Aber das macht ihm wenig aus. Denn gerade auf der Bühne lebt sich der Künstler aus Überzeugung erst so richtig aus. „Die Songs sind intensiv für mich, so dass ich auf der Bühne alles noch einmal erlebe. Es passiert deshalb auch immer wieder, dass ich mich während der Show verletze. Nicht, dass das beabsichtigt wäre, aber ich steigere mich manchmal so in die Show hinein, dass ich alles um mich herum vergesse. Das geht dann eben nicht immer glimpflich aus.“
Wer ihn in den letzten Jahren abseits von Limp Bizkit und ihrer riesigen Live-Inszenierung gesehen hat, weiß genau, was er meint. Da macht es auch nichts, wenn Wes nicht seine eigenen Songs, sondern die von zum Beispiel From First To Last live spielt, bei denen er von 2005 bis 2006 aktiv war, oder bei dem riesigen und umjubelten Dreifach-Gig von X Japan Ende März 2008 in Tokio mitspielt.
„Man sollte Konzerte immer angehen, als ob es die letzte Möglichkeit ist, auf der Bühne zu stehen. Vielleicht ist es das letzte Publikum deines Lebens, also nutze die Gelegenheit. Wenn du einen Auftritt so angehst, wird es automatisch intensiv. Egal, ob es die eigenen Songs sind, oder die von jemand anders.“
Um die eigenen Songs von CRUEL MELODY zu präsentieren, bemüht Meister Borland mittlerweile nicht nur drei Mitmusiker aus Fleisch und Blut, sondern auch einen Laptop, der für Effekte und Spielereien zuständig ist. Eine taktgenaue Maschine, die sich einen Dreck darum schert, ob sich ein Musiker im Konzert gerade selber kasteit, oder minutiös im Rhythmus bleibt. Eine nicht ganz einfache Situation für Überzeugungstäter des Gehen-lassens, wie Wes zugibt – auch wenn er trotzdem die Vorteile sieht.

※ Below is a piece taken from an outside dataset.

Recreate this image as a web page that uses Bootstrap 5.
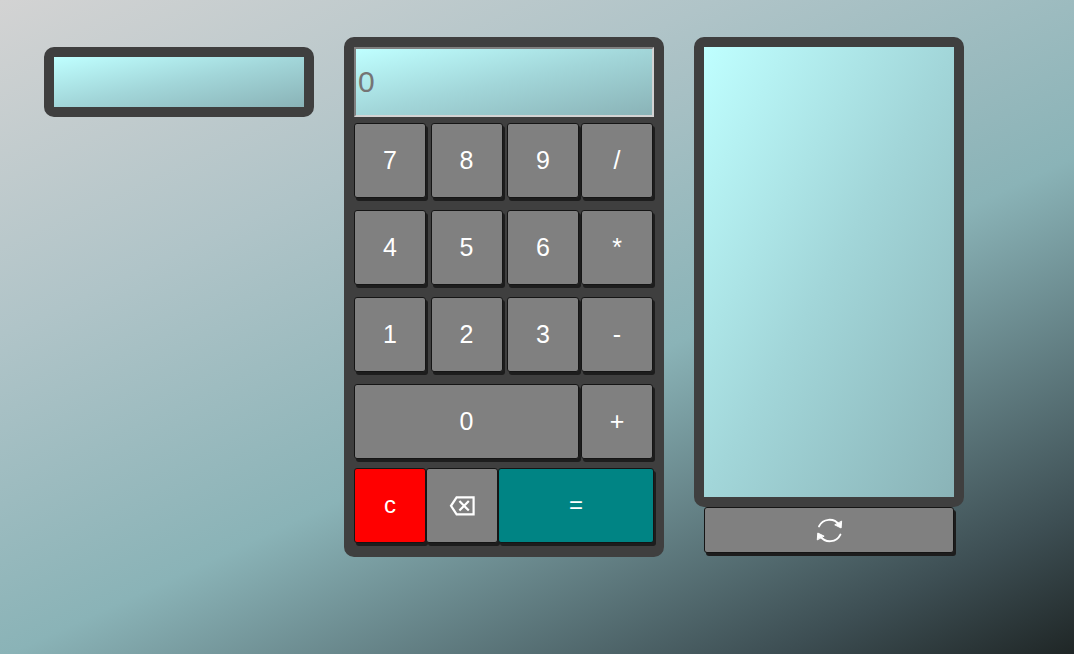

„Da müssen wir halt mit zurecht kommen – was auch irgendwie geht. Aber ich finde es auch fast logisch, wenn eine Maschine die Töne ausgibt, auch auf einer Maschine entworfen wurden. Wir lassen keine Gitarrenspuren oder ähnliches vom Computer wiedergeben, sondern nur Effekte. Außerdem ist es ein Maul weniger, das zu stopfen ist.“
Ein wichtiger Punkt, denn die fetten Jahre der Limp Bizkit Größe sind vorbei. Die Touren sind kleiner, der Band-Bus übersichtlicher, die mitreisende Crew dezimiert. Doch Wes Borland vermisst die alten Tage kein Stück. Er macht lieber von Herzen das, was er wirklich machen möchte, worin er seine wirkliche Erfüllung findet.
Wenn das nun bedeutet, nur mit einem Laptop, statt einem Keyboarder, auf Tour zu gehen, oder das Black Light Burns Debüt zwei Jahre nach der Aufnahme erst in Deutschland auf dem Markt zu haben, dann ist das halt so.